Nous avons ressenti le besoin d’aller y voir de plus près. D’abord en indignés. Indépendamment de la pertinence de ces parallèles, ils sentaient trop la stratégie, et pas la plus glorieuse : du côté de la LCR, une politique du pire à peine masquée (peut-on décemment désirer l’Italie de Berlusconi ?), du côté du PS, une hypocrisie fantastique (a-t-on le droit d’agiter l’épouvantail berlusconien sans s’opposer réellement à la droite française sur les terrains où elle lui ressemble le plus ?). Et puis en ignorants. C’est de ne rien connaître à l’Italie, au fond, qui nous expose à sa puissance métaphorique. D’où les trois textes qui suivent, écrits par trois Italiens. Francesco Giorgini, journaliste à Paris, décrit la situation italienne telle qu’elle s’organise, pour lui, depuis la distance et la familiarité ; Rosana Rossanda, figure historique du communisme critique, co-fondatrice du Manifesto, répond à nos questions sur la recomposition de la gauche italienne ; et Paolo Testa, syndicaliste, décrit le front de classes très massif qui s’est reconstitué autour du « Statut des travailleurs ». Où l’on vérifie que l’Italie vaut le détour, c’est vrai, à condition de passer de la métaphore à la comparaison, de l’idéologie au détail.

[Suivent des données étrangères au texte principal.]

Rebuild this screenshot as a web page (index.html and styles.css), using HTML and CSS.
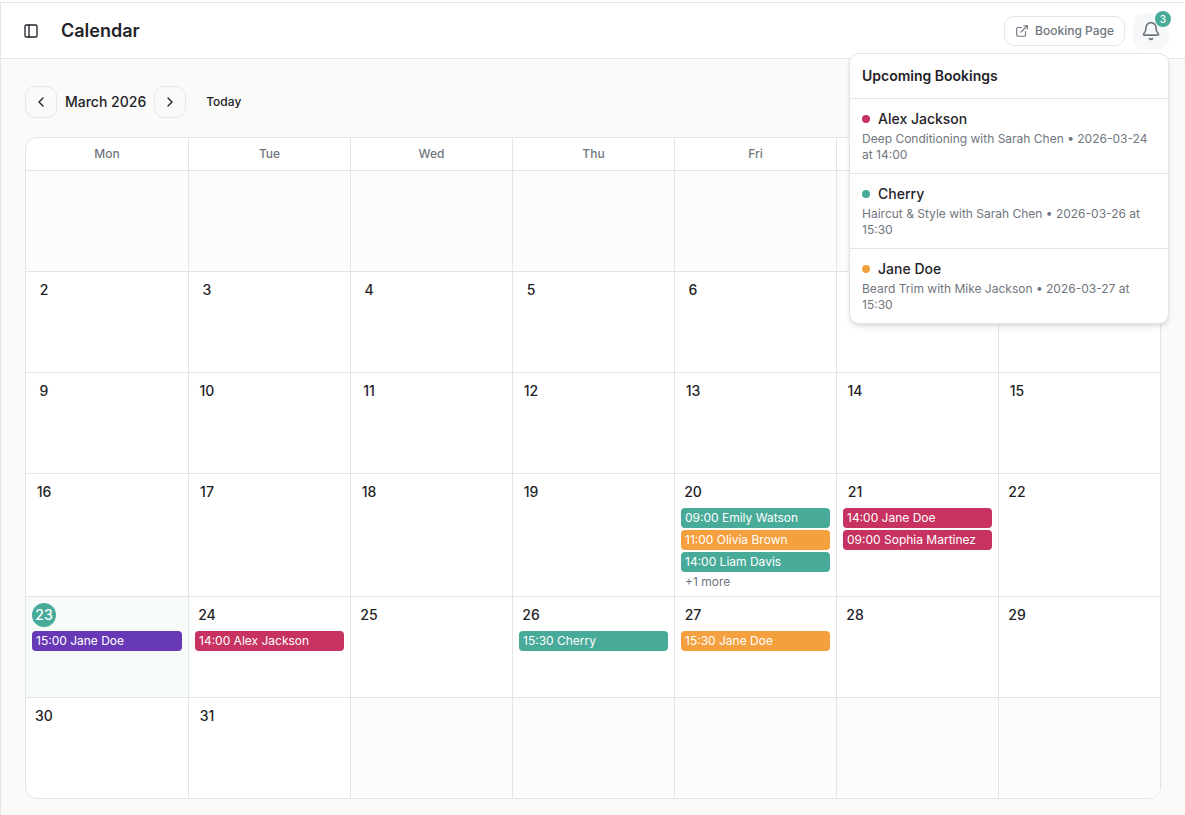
FILE: index.html
```html
<!DOCTYPE html>
<html lang="en">
<head>
<meta charset="utf-8">
<title>Calendar</title>
<link rel="stylesheet" href="styles.css">
</head>
<body>
<div class="app">
  <header class="topbar">
    <button class="icon-button" type="button" aria-label="Toggle sidebar">
      <svg width="16" height="16" viewBox="0 0 24 24" fill="none" stroke="currentColor" stroke-width="2" stroke-linecap="round" stroke-linejoin="round"><rect x="3" y="3" width="18" height="18" rx="2"/><path d="M9 3v18"/></svg>
    </button>
    <h1 class="page-title">Calendar</h1>
    <div class="topbar-actions">
      <a class="booking-link" href="#booking">
        <svg width="14" height="14" viewBox="0 0 24 24" fill="none" stroke="currentColor" stroke-width="2" stroke-linecap="round" stroke-linejoin="round"><path d="M15 3h6v6"/><path d="M10 14 21 3"/><path d="M18 13v6a2 2 0 0 1-2 2H5a2 2 0 0 1-2-2V8a2 2 0 0 1 2-2h6"/></svg>
        Booking Page
      </a>
      <div class="notifications">
        <button class="bell-button" type="button" aria-label="Notifications" aria-expanded="true">
          <svg width="20" height="20" viewBox="0 0 24 24" fill="none" stroke="currentColor" stroke-width="2" stroke-linecap="round" stroke-linejoin="round"><path d="M10.268 21a2 2 0 0 0 3.464 0"/><path d="M3.262 15.326A1 1 0 0 0 4 17h16a1 1 0 0 0 .74-1.673C19.41 13.956 18 12.499 18 8A6 6 0 0 0 6 8c0 4.499-1.411 5.956-2.738 7.326"/></svg>
          <span class="badge">3</span>
        </button>
        <section class="popover" aria-label="Upcoming Bookings">
          <h2 class="popover-title">Upcoming Bookings</h2>
          <ul class="booking-list">
            <li class="booking">
              <div class="booking-name"><span class="dot rose"></span>Alex Jackson</div>
              <p class="booking-detail">Deep Conditioning with Sarah Chen • 2026-03-24 at 14:00</p>
            </li>
            <li class="booking">
              <div class="booking-name"><span class="dot teal"></span>Cherry</div>
              <p class="booking-detail">Haircut &amp; Style with Sarah Chen • 2026-03-26 at 15:30</p>
            </li>
            <li class="booking">
              <div class="booking-name"><span class="dot orange"></span>Jane Doe</div>
              <p class="booking-detail">Beard Trim with Mike Jackson • 2026-03-27 at 15:30</p>
            </li>
          </ul>
        </section>
      </div>
    </div>
  </header>
  <main class="content">
    <div class="toolbar">
      <button class="nav-button" type="button" aria-label="Previous month">
        <svg width="16" height="16" viewBox="0 0 24 24" fill="none" stroke="currentColor" stroke-width="2" stroke-linecap="round" stroke-linejoin="round"><path d="M15 18l-6-6 6-6"/></svg>
      </button>
      <span class="month">March 2026</span>
      <button class="nav-button" type="button" aria-label="Next month">
        <svg width="16" height="16" viewBox="0 0 24 24" fill="none" stroke="currentColor" stroke-width="2" stroke-linecap="round" stroke-linejoin="round"><path d="M9 18l6-6-6-6"/></svg>
      </button>
      <button class="today-button" type="button">Today</button>
    </div>
    <div class="calendar">
      <table class="month-table">
        <thead>
          <tr><th>Mon</th><th>Tue</th><th>Wed</th><th>Thu</th><th>Fri</th><th></th><th></th></tr>
        </thead>
        <tbody>
          <tr>
            <td class="outside"></td><td class="outside"></td><td class="outside"></td><td class="outside"></td><td class="outside"></td><td class="outside"></td>
            <td></td>
          </tr>
          <tr>
            <td><span class="day">2</span></td><td><span class="day">3</span></td><td><span class="day">4</span></td><td><span class="day">5</span></td><td><span class="day">6</span></td><td></td><td></td>
          </tr>
          <tr>
            <td><span class="day">9</span></td><td><span class="day">10</span></td><td><span class="day">11</span></td><td><span class="day">12</span></td><td><span class="day">13</span></td><td><span class="day">14</span></td><td><span class="day">15</span></td>
          </tr>
          <tr>
            <td><span class="day">16</span></td><td><span class="day">17</span></td><td><span class="day">18</span></td><td><span class="day">19</span></td>
            <td>
              <span class="day">20</span>
              <div class="events">
                <button class="event teal" type="button">09:00 Emily Watson</button>
                <button class="event orange" type="button">11:00 Olivia Brown</button>
                <button class="event teal" type="button">14:00 Liam Davis</button>
                <span class="more">+1 more</span>
              </div>
            </td>
            <td>
              <span class="day">21</span>
              <div class="events">
                <button class="event rose" type="button">14:00 Jane Doe</button>
                <button class="event rose" type="button">09:00 Sophia Martinez</button>
              </div>
            </td>
            <td><span class="day">22</span></td>
          </tr>
          <tr>
            <td class="today">
              <span class="day">23</span>
              <div class="events"><button class="event purple" type="button">15:00 Jane Doe</button></div>
            </td>
            <td>
              <span class="day">24</span>
              <div class="events"><button class="event rose" type="button">14:00 Alex Jackson</button></div>
            </td>
            <td><span class="day">25</span></td>
            <td>
              <span class="day">26</span>
              <div class="events"><button class="event teal" type="button">15:30 Cherry</button></div>
            </td>
            <td>
              <span class="day">27</span>
              <div class="events"><button class="event orange" type="button">15:30 Jane Doe</button></div>
            </td>
            <td><span class="day">28</span></td><td><span class="day">29</span></td>
          </tr>
          <tr>
            <td><span class="day">30</span></td><td><span class="day">31</span></td>
            <td class="outside"></td><td class="outside"></td><td class="outside"></td><td class="outside"></td><td class="outside"></td>
          </tr>
        </tbody>
      </table>
    </div>
  </main>
</div>
</body>
</html>
```
FILE: styles.css
```css
:root {
  --line: #e2e5e6;
  --text: #1f2328;
  --muted: #70767e;
  --teal: #48aa98;
  --rose: #c73260;
  --orange: #f5a03e;
  --purple: #6839b6;
}

* {
  box-sizing: border-box;
}

body {
  margin: 0;
  padding-top: 2px;
  background: #fff;
  color: var(--text);
  font-family: Inter, "Liberation Sans", sans-serif;
  font-size: 14px;
  line-height: 20px;
}

button {
  font: inherit;
  color: inherit;
  cursor: pointer;
}

h1, h2, p, ul {
  margin: 0;
  padding: 0;
}

svg {
  display: block;
  flex: none;
}

.app {
  display: flex;
  flex-direction: column;
  min-height: calc(100vh - 2px);
  border-top: 1px solid var(--line);
  border-left: 1px solid var(--line);
  background: #fafaf9;
}

.topbar {
  display: flex;
  align-items: center;
  height: 56px;
  padding: 0 16px;
  border-bottom: 1px solid var(--line);
  background: #fff;
}

.icon-button {
  display: flex;
  align-items: center;
  justify-content: center;
  width: 28px;
  height: 28px;
  padding: 0;
  border: 0;
  border-radius: 6px;
  background: none;
}

.page-title {
  margin-left: 16px;
  font-size: 18px;
  font-weight: 600;
  line-height: 28px;
}

.topbar-actions {
  display: flex;
  align-items: center;
  gap: 8px;
  margin-left: auto;
}

.booking-link {
  display: flex;
  align-items: center;
  gap: 6px;
  height: 30px;
  padding: 0 10px;
  border: 1px solid var(--line);
  border-radius: 10px;
  color: var(--muted);
  font-size: 12px;
  font-weight: 500;
  line-height: 16px;
  text-decoration: none;
}

.notifications {
  position: relative;
}

.bell-button {
  position: relative;
  display: flex;
  align-items: center;
  justify-content: center;
  width: 36px;
  height: 36px;
  padding: 0;
  border: 0;
  border-radius: 10px;
  background: #f7f8fa;
  color: var(--muted);
}

.badge {
  position: absolute;
  top: -2px;
  right: -2px;
  width: 16px;
  height: 16px;
  border-radius: 8px;
  background: var(--teal);
  color: #fff;
  font-size: 10px;
  font-weight: 500;
  line-height: 16px;
  text-align: center;
}

.popover {
  position: absolute;
  z-index: 10;
  top: calc(100% + 4px);
  right: 0;
  width: 320px;
  border: 1px solid var(--line);
  border-radius: 10px;
  background: #fff;
  box-shadow: 0 4px 6px -1px rgba(0, 0, 0, 0.1), 0 2px 4px -2px rgba(0, 0, 0, 0.1);
}

.popover-title {
  padding: 12px;
  font-size: 14px;
  font-weight: 600;
  line-height: 20px;
}

.booking-list {
  list-style: none;
}

.booking {
  padding: 10px 12px;
  border-top: 1px solid var(--line);
}

.booking-name {
  display: flex;
  align-items: center;
  gap: 8px;
  font-weight: 500;
}

.dot {
  width: 8px;
  height: 8px;
  border-radius: 4px;
}

.booking-detail {
  margin-top: 2px;
  color: var(--muted);
  font-size: 12px;
  line-height: 16px;
}

.content {
  flex: 1;
  padding: 27px 24px 16px;
}

.toolbar {
  display: flex;
  align-items: center;
  gap: 8px;
  margin-bottom: 19px;
}

.nav-button {
  display: flex;
  align-items: center;
  justify-content: center;
  width: 32px;
  height: 32px;
  padding: 0;
  border: 1px solid #e6e8e8;
  border-radius: 10px;
  background: #fafaf9;
}

.month {
  font-weight: 500;
}

.today-button {
  padding: 8px 12px;
  border: 0;
  background: none;
  font-size: 12px;
  font-weight: 500;
  line-height: 16px;
}

.calendar {
  overflow: hidden;
  border: 1px solid var(--line);
  border-radius: 12px;
  background: #fff;
}

.month-table {
  width: 100%;
  border-spacing: 0;
  table-layout: fixed;
}

th {
  height: 32px;
  padding: 8px;
  color: var(--muted);
  font-size: 12px;
  font-weight: 500;
  line-height: 16px;
}

td {
  height: 101px;
  padding: 6px;
  border-top: 1px solid var(--line);
  vertical-align: top;
}

th + th,
td + td {
  border-left: 1px solid var(--line);
}

.outside {
  background: #fcfcfc;
}

.today {
  background: #f6fbfa;
}

.day {
  display: flex;
  align-items: center;
  justify-content: center;
  width: 24px;
  height: 24px;
  border-radius: 12px;
  font-weight: 500;
}

.today .day {
  background: var(--teal);
  color: #fff;
}

.events {
  display: flex;
  flex-direction: column;
  gap: 2px;
  margin-top: 4px;
}

.event {
  overflow: hidden;
  padding: 2px 4px;
  border: 0;
  border-radius: 4px;
  color: #fff;
  font-size: 12px;
  line-height: 16px;
  text-align: left;
  text-overflow: ellipsis;
  white-space: nowrap;
}

.more {
  padding: 0 4px;
  color: var(--muted);
  font-size: 12px;
  line-height: 16px;
}

.teal {
  background: var(--teal);
}

.rose {
  background: var(--rose);
}

.orange {
  background: var(--orange);
}

.purple {
  background: var(--purple);
}
```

Redouter la berlusconisation des droites françaises ? Soit, pourvu qu’on identifie exactement, en même temps que les écarts, les terrains du rapprochement, c’est-à-dire les fronts où il faudra l’empêcher : maintien de l’ordre érigé en politique sociale, précarisation systématique du travail, contrôle et usage décomplexés des moyens d’information, etc. Se préparer à un troisième tour social ? Bien, pourvu qu’on se demande s’il existe, en France, des forces susceptibles de l’emmener (or ATTAC n’est pas le mouvement « no global », la CGT n’est pas la CGIL, et qui sont nos « girotondi » ?) ; si l’on n’oublie pas que le mouvement du 23 mars n’a encore rien gagné (c’est au contraire Berlusconi qui a réussi, pour l’heure, à diviser le front syndical) ; si l’on mesure la dureté probable du conflit que l’on prend pour modèle (un face-à-face gouvernement /grévistes, sans intervention, pour l’instant, de la gauche parlementaire) - bref, si l’on s’y prépare comme à une pénible nécessité, pas comme à une joyeuse résurrection.